(SOURCE DATA):
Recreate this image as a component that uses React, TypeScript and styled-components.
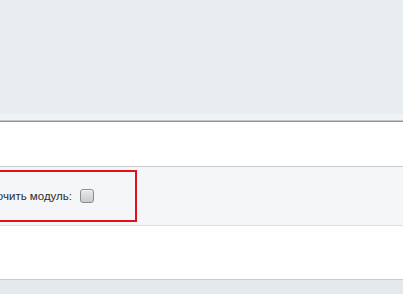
import React from "react";
import styled, { createGlobalStyle } from "styled-components";

const Global = createGlobalStyle`
  html, body { margin: 0; padding: 0; background: #ffffff; overflow: hidden; }
  body { font-family: "Liberation Sans", Arial, sans-serif; }
`;

const Page = styled.div`
  width: 403px;
  height: 294px;
  display: flex;
  flex-direction: column;
  overflow: hidden;
`;

const Header = styled.div`
  height: 114px;
  background: #e8eef0;
`;

const HeaderFoot = styled.div`
  height: 6px;
  background: #eff3f5;
  border-bottom: 1px solid #c4c8ca;
`;

const HeaderShadow = styled.div`
  height: 1px;
  background: #8e9294;
`;

const WhiteRow = styled.div<{ $h: number }>`
  height: ${(p) => p.$h}px;
  background: #ffffff;
`;

const Divider = styled.div<{ $c: string; $h?: number }>`
  height: ${(p) => p.$h ?? 1}px;
  background: ${(p) => p.$c};
`;

const OptionRow = styled.div`
  height: 58px;
  background: #f4f6f7;
  display: flex;
  align-items: flex-start;
  padding-top: 3px;
  box-sizing: border-box;
`;

const Highlight = styled.div`
  margin-left: -40px;
  width: 177px;
  height: 52px;
  box-sizing: border-box;
  border: 2px solid #e3101b;
  display: flex;
  align-items: center;
  justify-content: flex-end;
  padding-right: 41px;
  gap: 8px;
`;

const Label = styled.span`
  font-size: 11.5px;
  color: #2b2b2b;
  white-space: nowrap;
  letter-spacing: 0;
`;

const Check = styled.span`
  width: 12px;
  height: 12px;
  border: 1px solid #8a8d90;
  border-radius: 3px;
  background: linear-gradient(#e8e9ea, #c9cbcd);
  box-shadow: inset 0 1px 0 #f6f6f6;
`;

const Footer = styled.div`
  flex: 1;
  background: #e4eaec;
`;

export default function App() {
  return (
    <>
      <Global />
      <Page>
        <Header />
        <HeaderFoot />
        <HeaderShadow />
        <WhiteRow $h={44} />
        <Divider $c="#c8cbcc" />
        <OptionRow>
          <Highlight>
            <Label>Включить модуль:</Label>
            <Check />
          </Highlight>
        </OptionRow>
        <Divider $c="#dde1e2" />
        <WhiteRow $h={53} />
        <Divider $c="#c8cdd0" />
        <Footer />
      </Page>
    </>
  );
}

(WORK INSTRUCTIONS): Pictures in the data above should not be copied; transcribe everything else exactly.

(COMPLETE OUTPUT):
Recreate this image as a component that uses React, TypeScript and styled-components.
import React from "react";
import styled, { createGlobalStyle } from "styled-components";

const Global = createGlobalStyle`
  html, body { margin: 0; padding: 0; background: #ffffff; overflow: hidden; }
  body { font-family: "Liberation Sans", Arial, sans-serif; }
`;

const Page = styled.div`
  width: 403px;
  height: 294px;
  display: flex;
  flex-direction: column;
  overflow: hidden;
`;

const Header = styled.div`
  height: 114px;
  background: #e8eef0;
`;

const HeaderFoot = styled.div`
  height: 6px;
  background: #eff3f5;
  border-bottom: 1px solid #c4c8ca;
`;

const HeaderShadow = styled.div`
  height: 1px;
  background: #8e9294;
`;

const WhiteRow = styled.div<{ $h: number }>`
  height: ${(p) => p.$h}px;
  background: #ffffff;
`;

const Divider = styled.div<{ $c: string; $h?: number }>`
  height: ${(p) => p.$h ?? 1}px;
  background: ${(p) => p.$c};
`;

const OptionRow = styled.div`
  height: 58px;
  background: #f4f6f7;
  display: flex;
  align-items: flex-start;
  padding-top: 3px;
  box-sizing: border-box;
`;

const Highlight = styled.div`
  margin-left: -40px;
  width: 177px;
  height: 52px;
  box-sizing: border-box;
  border: 2px solid #e3101b;
  display: flex;
  align-items: center;
  justify-content: flex-end;
  padding-right: 41px;
  gap: 8px;
`;

const Label = styled.span`
  font-size: 11.5px;
  color: #2b2b2b;
  white-space: nowrap;
  letter-spacing: 0;
`;

const Check = styled.span`
  width: 12px;
  height: 12px;
  border: 1px solid #8a8d90;
  border-radius: 3px;
  background: linear-gradient(#e8e9ea, #c9cbcd);
  box-shadow: inset 0 1px 0 #f6f6f6;
`;

const Footer = styled.div`
  flex: 1;
  background: #e4eaec;
`;

export default function App() {
  return (
    <>
      <Global />
      <Page>
        <Header />
        <HeaderFoot />
        <HeaderShadow />
        <WhiteRow $h={44} />
        <Divider $c="#c8cbcc" />
        <OptionRow>
          <Highlight>
            <Label>Включить модуль:</Label>
            <Check />
          </Highlight>
        </OptionRow>
        <Divider $c="#dde1e2" />
        <WhiteRow $h={53} />
        <Divider $c="#c8cdd0" />
        <Footer />
      </Page>
    </>
  );
}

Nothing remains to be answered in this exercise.